Выбрать главу

В этих условиях Хмельницкий прекрасно понимает, что сам он ни освободить Малороссию от поляков, ни сокрушить Польшу не может. Значит, надо обращаться на Восток, в Москву. Неофициальные переговоры с Москвой велись практически на протяжении всех 20-х, 30-х и 40-х годов. Сначала Москва не собиралась никого поддерживать, потому что не было возможностей. Но к середине XVII века такие возможности постепенно появляются, и Москве надо решить вопрос: воссоединение Украины с Россией означает войну с Польшей.

И вот на земском соборе 1653 года принято решение о воссоединении Украины с Россией; в 1654 году это объявляется и в Москве на соборе, и на раде в Переяславле, и начинается война с Польшей. Она будет продолжаться (с перемирием где-то посередине) до 1667 года. Война будет успешной для России; Хмельницкий будет хранить верность своим новым друзьям, потому что он получил большие права и сохранил определенную автономию. Единственное, на что он не имел права, это вести самостоятельно дипломатические переговоры с Польшей. Налоги, которые украинцы должны были платить в Москву, были весьма щадящими, поэтому простой народ приветствовал то, что произошло.
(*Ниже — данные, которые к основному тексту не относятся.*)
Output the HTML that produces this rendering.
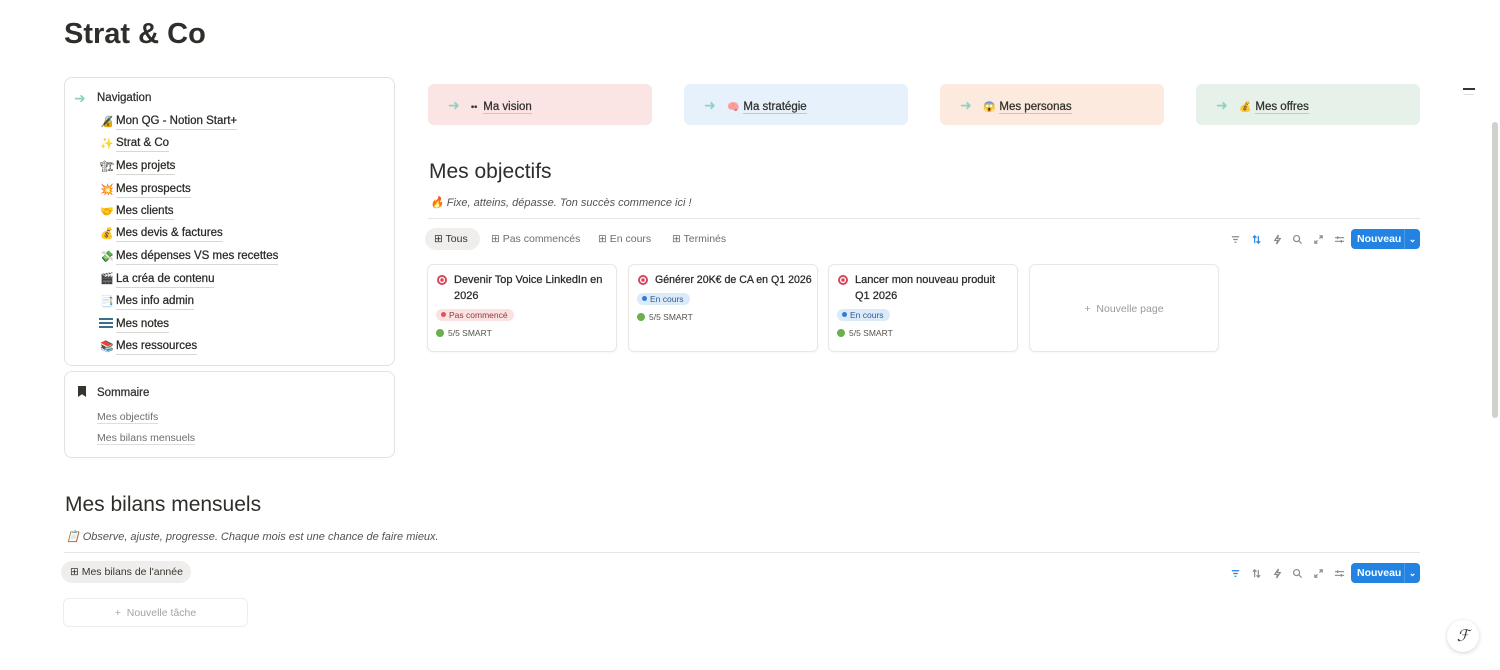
<!DOCTYPE html>
<html><head><meta charset="utf-8"><style>
*{margin:0;padding:0;box-sizing:border-box}
body{width:1500px;height:670px;background:#fff;font-family:"Liberation Sans","Noto Sans CJK JP",sans-serif;color:#37352f;position:relative;overflow:hidden}
.a{position:absolute}
h1{position:absolute;left:64px;top:18px;font-size:29px;font-weight:700;color:#2f2e2b}
.box{position:absolute;border:1px solid #e3e2df;border-radius:8px;background:#fff}
.nav{position:absolute;left:116px;font-size:11.5px;font-weight:400;color:#2a2926;border-bottom:1px solid #d8d7d3;line-height:15px;-webkit-text-stroke:0.25px #2a2926}
.ic{position:absolute;left:100px;font-size:11px}
.co{position:absolute;top:84px;width:224px;height:41px;border-radius:6px;font-size:11.5px;font-weight:400;padding:13px 0 0 20px;-webkit-text-stroke:0.25px #2a2926}
.co .ar{color:#8fd0c4;font-size:14px;margin-right:8px;-webkit-text-stroke:0}
.co .t{border-bottom:1px solid #c8c7c2}
h2{position:absolute;font-size:21px;font-weight:400;color:#2f2e2b}
.it{position:absolute;font-size:11px;font-style:italic;color:#55534e}
.hr{position:absolute;height:1px;background:#e6e5e2}
.tab{position:absolute;font-size:10.5px;color:#6f6e69}
.card{position:absolute;top:264px;width:190px;height:88px;border:1px solid #e8e7e4;border-radius:6px;box-shadow:0 1px 2px rgba(0,0,0,.04);padding:7px 8px}
.card .ti{font-size:11px;font-weight:400;color:#2a2926;line-height:16px;padding-left:18px;position:relative;-webkit-text-stroke:0.25px #2a2926}
.card .ti:before{content:"";position:absolute;left:1px;top:3px;width:10px;height:10px;border-radius:50%;background:radial-gradient(circle,#d6465a 0 1.5px,#fff 2px 2.8px,#d6465a 3.2px)}
.tag{display:inline-block;font-size:8.5px;padding:1px 6px 1px 5px;border-radius:8px;margin-top:5px}
.tag i{display:inline-block;width:5px;height:5px;border-radius:50%;margin-right:3px;vertical-align:1px}
.sm{font-size:8.5px;color:#55534e;margin-top:5px}
.sm i{display:inline-block;width:8px;height:8px;border-radius:50%;background:#6ab04c;margin-right:4px;vertical-align:-1px}
.tools{position:absolute;left:1230px;width:115px;height:20px;display:flex;align-items:center;justify-content:space-between;color:#8a8985}
.tools svg{width:11px;height:11px;stroke:#8a8985;fill:none;stroke-width:1.3}
.btn{position:absolute;width:69px;height:20px;background:#2383e2;border-radius:4px;color:#fff;font-size:10.5px;font-weight:600;padding:4px 0 0 6px}
.btn span{position:absolute;right:0;top:0;width:16px;height:20px;border-left:1px solid #4b9ae8;text-align:center;font-size:9px;padding-top:5px}
</style></head><body>
<h1>Strat &amp; Co</h1>

<div class="box" style="left:64px;top:77px;width:331px;height:289px"></div>
<div class="a" style="left:74px;top:90px;color:#8fd0c4;font-size:14px">➜</div>
<div class="a" style="left:97px;top:92px;font-size:11.5px;-webkit-text-stroke:0.25px #2a2926">Navigation</div>
<div class="ic" style="top:115px">🔏</div><div class="nav" style="top:114px">Mon QG - Notion Start+</div>
<div class="ic" style="top:137px;color:#f3b33d">✨</div><div class="nav" style="top:136px">Strat &amp; Co</div>
<div class="ic" style="top:160px">🏗</div><div class="nav" style="top:159px">Mes projets</div>
<div class="ic" style="top:183px">💥</div><div class="nav" style="top:182px">Mes prospects</div>
<div class="ic" style="top:205px">🤝</div><div class="nav" style="top:204px">Mes clients</div>
<div class="ic" style="top:227px">💰</div><div class="nav" style="top:226px">Mes devis &amp; factures</div>
<div class="ic" style="top:250px">💸</div><div class="nav" style="top:249px">Mes dépenses VS mes recettes</div>
<div class="ic" style="top:272px">🎬</div><div class="nav" style="top:272px">La créa de contenu</div>
<div class="ic" style="top:295px">📑</div><div class="nav" style="top:294px">Mes info admin</div>
<div class="a" style="left:99px;top:318px;width:14px;height:10px;border-top:2px solid #3c6e8f;border-bottom:2px solid #3c6e8f"><div style="margin-top:2px;height:2px;background:#3c6e8f"></div></div><div class="nav" style="top:317px">Mes notes</div>
<div class="ic" style="top:340px">📚</div><div class="nav" style="top:339px">Mes ressources</div>

<div class="box" style="left:64px;top:371px;width:331px;height:87px"></div>
<div class="a" style="left:78px;top:386px;width:8px;height:11px;background:#37352f;clip-path:polygon(0 0,100% 0,100% 100%,50% 75%,0 100%)"></div>
<div class="a" style="left:97px;top:387px;font-size:11.5px;-webkit-text-stroke:0.25px #2a2926">Sommaire</div>
<div class="a" style="left:97px;top:411px;font-size:10.5px;color:#6f6e69;border-bottom:1px solid #ddd">Mes objectifs</div>
<div class="a" style="left:97px;top:432px;font-size:10.5px;color:#6f6e69;border-bottom:1px solid #ddd">Mes bilans mensuels</div>

<div class="co" style="left:428px;background:#fbe4e4"><span class="ar">➜</span> <span style="font-size:9px;margin-right:6px">••</span><span class="t">Ma vision</span></div>
<div class="co" style="left:684px;background:#e7f1fb"><span class="ar">➜</span> <span style="font-size:10px;margin-right:4px">🧠</span><span class="t">Ma stratégie</span></div>
<div class="co" style="left:940px;background:#fbeadd"><span class="ar">➜</span> <span style="font-size:10px;margin-right:4px">😱</span><span class="t">Mes personas</span></div>
<div class="co" style="left:1196px;background:#e6f1ea"><span class="ar">➜</span> <span style="font-size:10px;margin-right:4px">💰</span><span class="t">Mes offres</span></div>

<h2 style="left:429px;top:160px">Mes objectifs</h2>
<div class="it" style="left:430px;top:196px">🔥 Fixe, atteins, dépasse. Ton succès commence ici !</div>
<div class="hr" style="left:428px;top:218px;width:992px"></div>
<div class="a" style="left:425px;top:228px;width:55px;height:22px;background:#efeeec;border-radius:11px"></div>
<div class="tab" style="left:434px;top:233px;color:#37352f">⊞ Tous</div>
<div class="tab" style="left:491px;top:233px">⊞ Pas commencés</div>
<div class="tab" style="left:598px;top:233px">⊞ En cours</div>
<div class="tab" style="left:672px;top:233px">⊞ Terminés</div>
<div class="tools" style="top:229px">
<svg viewBox="0 0 12 12"><path d="M2 3h8M3.5 6h5M5 9h2"/></svg>
<svg viewBox="0 0 12 12" style="stroke:#2383e2"><path d="M4 10V2M2 4l2-2 2 2M8 2v8M6 8l2 2 2-2"/></svg>
<svg viewBox="0 0 12 12"><path d="M7 1L3 7h3l-1 4 4-6H6z"/></svg>
<svg viewBox="0 0 12 12"><circle cx="5" cy="5" r="3.3"/><path d="M7.5 7.5L10.5 10.5"/></svg>
<svg viewBox="0 0 12 12"><path d="M7 2h3v3M10 2L7 5M5 10H2V7M2 10l3-3"/></svg>
<svg viewBox="0 0 12 12"><path d="M1 4h10M1 8h10M4 2.5v3M8 6.5v3"/></svg>
</div>
<div class="btn" style="left:1351px;top:229px">Nouveau<span>⌄</span></div>

<div class="card" style="left:427px"><div class="ti">Devenir Top Voice LinkedIn en 2026</div>
<div class="tag" style="background:#fbe2e2;color:#8a3b3b"><i style="background:#e0525b"></i>Pas commencé</div>
<div class="sm"><i></i>5/5 SMART</div></div>
<div class="card" style="left:628px"><div class="ti" style="white-space:nowrap;font-size:10.6px">Générer 20K€ de CA en Q1 2026</div>
<div class="tag" style="background:#dbeaf8;color:#2f5d8a"><i style="background:#2e7cd6"></i>En cours</div>
<div class="sm"><i></i>5/5 SMART</div></div>
<div class="card" style="left:828px"><div class="ti">Lancer mon nouveau produit Q1 2026</div>
<div class="tag" style="background:#dbeaf8;color:#2f5d8a"><i style="background:#2e7cd6"></i>En cours</div>
<div class="sm"><i></i>5/5 SMART</div></div>
<div class="card" style="left:1029px;text-align:center;padding-top:38px;font-size:10.5px;color:#9b9a97">+ &nbsp;Nouvelle page</div>

<h2 style="left:65px;top:493px">Mes bilans mensuels</h2>
<div class="it" style="left:66px;top:530px">📋 Observe, ajuste, progresse. Chaque mois est une chance de faire mieux.</div>
<div class="hr" style="left:64px;top:552px;width:1356px"></div>
<div class="a" style="left:61px;top:561px;width:130px;height:22px;background:#efeeec;border-radius:11px"></div>
<div class="tab" style="left:70px;top:566px;color:#37352f">⊞ Mes bilans de l'année</div>
<div class="tools" style="top:563px">
<svg viewBox="0 0 12 12" style="stroke:#2383e2"><path d="M2 3h8M3.5 6h5M5 9h2"/></svg>
<svg viewBox="0 0 12 12"><path d="M4 10V2M2 4l2-2 2 2M8 2v8M6 8l2 2 2-2"/></svg>
<svg viewBox="0 0 12 12"><path d="M7 1L3 7h3l-1 4 4-6H6z"/></svg>
<svg viewBox="0 0 12 12"><circle cx="5" cy="5" r="3.3"/><path d="M7.5 7.5L10.5 10.5"/></svg>
<svg viewBox="0 0 12 12"><path d="M7 2h3v3M10 2L7 5M5 10H2V7M2 10l3-3"/></svg>
<svg viewBox="0 0 12 12"><path d="M1 4h10M1 8h10M4 2.5v3M8 6.5v3"/></svg>
</div>
<div class="btn" style="left:1351px;top:563px">Nouveau<span>⌄</span></div>
<div class="a" style="left:63px;top:598px;width:185px;height:29px;border:1px solid #eeedeb;border-radius:6px;text-align:center;padding-top:8px;font-size:10.5px;color:#a5a4a0">+ &nbsp;Nouvelle tâche</div>

<div class="a" style="left:1463px;top:88px;width:12px;height:2px;background:#37352f"></div>
<div class="a" style="left:1464px;top:94px;width:10px;height:1px;background:#ddd"></div>
<div class="a" style="left:1492px;top:122px;width:6px;height:296px;background:#d3d1cb;border-radius:3px"></div>
<div class="a" style="left:1447px;top:620px;width:32px;height:32px;border-radius:50%;background:#fff;box-shadow:0 1px 4px rgba(0,0,0,.18);text-align:center;font-size:16px;padding-top:6px;font-family:'Liberation Serif',serif;font-style:italic">ℱ</div>
</body></html>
Но вот Хмельницкий умирает. С. М. Соловьев очень правильно отметил, что поскольку польская шляхта стала мгновенно уходить на запад, на территорию собственно Польши, то здесь уже местная казацкая аристократия стала занимать ее место, стремясь сохранить ту же анархическую свободу, к которой уже привыкла в период своего польского подданства. Именно старшина казацкая тянула в Польшу, потому что там было больше свободы. Москва все-таки предпочитала централизацию и не позволяла слишком сильно, как говорится, высовываться. Поэтому практически все гетманы, за исключением одного-двух, на словах — подданные московского царя, а на деле — изменники. И Выговской, и сын Хмельницкого Юрий сначала объявляют себя подданными московского государя, а потом переходят на польскую сторону.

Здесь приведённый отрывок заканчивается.